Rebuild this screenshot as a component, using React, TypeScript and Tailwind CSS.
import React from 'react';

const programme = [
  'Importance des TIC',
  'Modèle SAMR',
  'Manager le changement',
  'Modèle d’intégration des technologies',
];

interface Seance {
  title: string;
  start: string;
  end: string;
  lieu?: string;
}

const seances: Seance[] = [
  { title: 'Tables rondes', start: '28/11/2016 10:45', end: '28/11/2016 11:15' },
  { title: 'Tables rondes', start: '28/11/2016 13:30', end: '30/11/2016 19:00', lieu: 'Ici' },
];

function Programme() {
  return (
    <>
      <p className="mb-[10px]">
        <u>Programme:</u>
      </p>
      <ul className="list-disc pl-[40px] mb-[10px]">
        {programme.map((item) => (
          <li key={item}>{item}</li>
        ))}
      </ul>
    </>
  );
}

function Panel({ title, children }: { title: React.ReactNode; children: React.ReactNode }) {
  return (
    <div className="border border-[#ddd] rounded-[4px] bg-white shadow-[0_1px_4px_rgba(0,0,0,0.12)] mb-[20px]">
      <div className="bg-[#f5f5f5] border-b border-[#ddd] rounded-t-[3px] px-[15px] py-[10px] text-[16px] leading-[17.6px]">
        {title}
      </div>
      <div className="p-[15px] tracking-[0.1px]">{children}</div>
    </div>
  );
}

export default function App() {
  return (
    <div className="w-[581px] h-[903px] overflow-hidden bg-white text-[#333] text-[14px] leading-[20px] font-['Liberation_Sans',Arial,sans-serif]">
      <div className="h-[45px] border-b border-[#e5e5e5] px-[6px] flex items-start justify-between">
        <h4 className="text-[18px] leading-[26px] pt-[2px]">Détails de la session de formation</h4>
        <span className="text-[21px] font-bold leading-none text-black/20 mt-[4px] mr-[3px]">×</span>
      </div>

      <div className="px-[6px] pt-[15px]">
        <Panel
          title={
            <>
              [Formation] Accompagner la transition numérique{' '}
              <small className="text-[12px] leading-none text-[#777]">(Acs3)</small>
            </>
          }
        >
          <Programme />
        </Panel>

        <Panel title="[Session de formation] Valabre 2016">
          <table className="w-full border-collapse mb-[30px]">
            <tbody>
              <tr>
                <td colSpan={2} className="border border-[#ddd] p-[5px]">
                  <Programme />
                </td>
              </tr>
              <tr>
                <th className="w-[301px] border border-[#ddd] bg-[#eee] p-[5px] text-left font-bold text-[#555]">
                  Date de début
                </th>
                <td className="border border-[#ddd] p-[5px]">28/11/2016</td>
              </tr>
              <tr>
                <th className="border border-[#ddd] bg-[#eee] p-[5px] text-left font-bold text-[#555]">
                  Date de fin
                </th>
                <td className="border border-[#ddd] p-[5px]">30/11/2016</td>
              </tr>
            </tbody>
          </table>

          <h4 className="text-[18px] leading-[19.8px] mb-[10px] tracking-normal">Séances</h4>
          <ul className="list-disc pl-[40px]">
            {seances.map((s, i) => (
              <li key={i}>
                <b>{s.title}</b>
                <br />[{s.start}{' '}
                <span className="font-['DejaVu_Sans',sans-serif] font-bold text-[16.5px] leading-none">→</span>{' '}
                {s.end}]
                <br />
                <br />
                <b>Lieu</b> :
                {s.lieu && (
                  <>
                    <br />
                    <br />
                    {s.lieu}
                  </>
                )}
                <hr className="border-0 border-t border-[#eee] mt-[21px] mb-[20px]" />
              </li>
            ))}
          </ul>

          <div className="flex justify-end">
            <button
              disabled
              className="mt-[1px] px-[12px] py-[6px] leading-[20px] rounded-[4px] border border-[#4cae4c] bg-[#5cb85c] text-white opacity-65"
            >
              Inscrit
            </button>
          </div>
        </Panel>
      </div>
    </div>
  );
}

□ □ □

- [WHAT TO PRODUCE] Word for word, write out the data.

- [OUTPUT OF THE EXERCISE]
Rebuild this screenshot as a component, using React, TypeScript and Tailwind CSS.
import React from 'react';

const programme = [
  'Importance des TIC',
  'Modèle SAMR',
  'Manager le changement',
  'Modèle d’intégration des technologies',
];

interface Seance {
  title: string;
  start: string;
  end: string;
  lieu?: string;
}

const seances: Seance[] = [
  { title: 'Tables rondes', start: '28/11/2016 10:45', end: '28/11/2016 11:15' },
  { title: 'Tables rondes', start: '28/11/2016 13:30', end: '30/11/2016 19:00', lieu: 'Ici' },
];

function Programme() {
  return (
    <>
      <p className="mb-[10px]">
        <u>Programme:</u>
      </p>
      <ul className="list-disc pl-[40px] mb-[10px]">
        {programme.map((item) => (
          <li key={item}>{item}</li>
        ))}
      </ul>
    </>
  );
}

function Panel({ title, children }: { title: React.ReactNode; children: React.ReactNode }) {
  return (
    <div className="border border-[#ddd] rounded-[4px] bg-white shadow-[0_1px_4px_rgba(0,0,0,0.12)] mb-[20px]">
      <div className="bg-[#f5f5f5] border-b border-[#ddd] rounded-t-[3px] px-[15px] py-[10px] text-[16px] leading-[17.6px]">
        {title}
      </div>
      <div className="p-[15px] tracking-[0.1px]">{children}</div>
    </div>
  );
}

export default function App() {
  return (
    <div className="w-[581px] h-[903px] overflow-hidden bg-white text-[#333] text-[14px] leading-[20px] font-['Liberation_Sans',Arial,sans-serif]">
      <div className="h-[45px] border-b border-[#e5e5e5] px-[6px] flex items-start justify-between">
        <h4 className="text-[18px] leading-[26px] pt-[2px]">Détails de la session de formation</h4>
        <span className="text-[21px] font-bold leading-none text-black/20 mt-[4px] mr-[3px]">×</span>
      </div>

      <div className="px-[6px] pt-[15px]">
        <Panel
          title={
            <>
              [Formation] Accompagner la transition numérique{' '}
              <small className="text-[12px] leading-none text-[#777]">(Acs3)</small>
            </>
          }
        >
          <Programme />
        </Panel>

        <Panel title="[Session de formation] Valabre 2016">
          <table className="w-full border-collapse mb-[30px]">
            <tbody>
              <tr>
                <td colSpan={2} className="border border-[#ddd] p-[5px]">
                  <Programme />
                </td>
              </tr>
              <tr>
                <th className="w-[301px] border border-[#ddd] bg-[#eee] p-[5px] text-left font-bold text-[#555]">
                  Date de début
                </th>
                <td className="border border-[#ddd] p-[5px]">28/11/2016</td>
              </tr>
              <tr>
                <th className="border border-[#ddd] bg-[#eee] p-[5px] text-left font-bold text-[#555]">
                  Date de fin
                </th>
                <td className="border border-[#ddd] p-[5px]">30/11/2016</td>
              </tr>
            </tbody>
          </table>

          <h4 className="text-[18px] leading-[19.8px] mb-[10px] tracking-normal">Séances</h4>
          <ul className="list-disc pl-[40px]">
            {seances.map((s, i) => (
              <li key={i}>
                <b>{s.title}</b>
                <br />[{s.start}{' '}
                <span className="font-['DejaVu_Sans',sans-serif] font-bold text-[16.5px] leading-none">→</span>{' '}
                {s.end}]
                <br />
                <br />
                <b>Lieu</b> :
                {s.lieu && (
                  <>
                    <br />
                    <br />
                    {s.lieu}
                  </>
                )}
                <hr className="border-0 border-t border-[#eee] mt-[21px] mb-[20px]" />
              </li>
            ))}
          </ul>

          <div className="flex justify-end">
            <button
              disabled
              className="mt-[1px] px-[12px] py-[6px] leading-[20px] rounded-[4px] border border-[#4cae4c] bg-[#5cb85c] text-white opacity-65"
            >
              Inscrit
            </button>
          </div>
        </Panel>
      </div>
    </div>
  );
}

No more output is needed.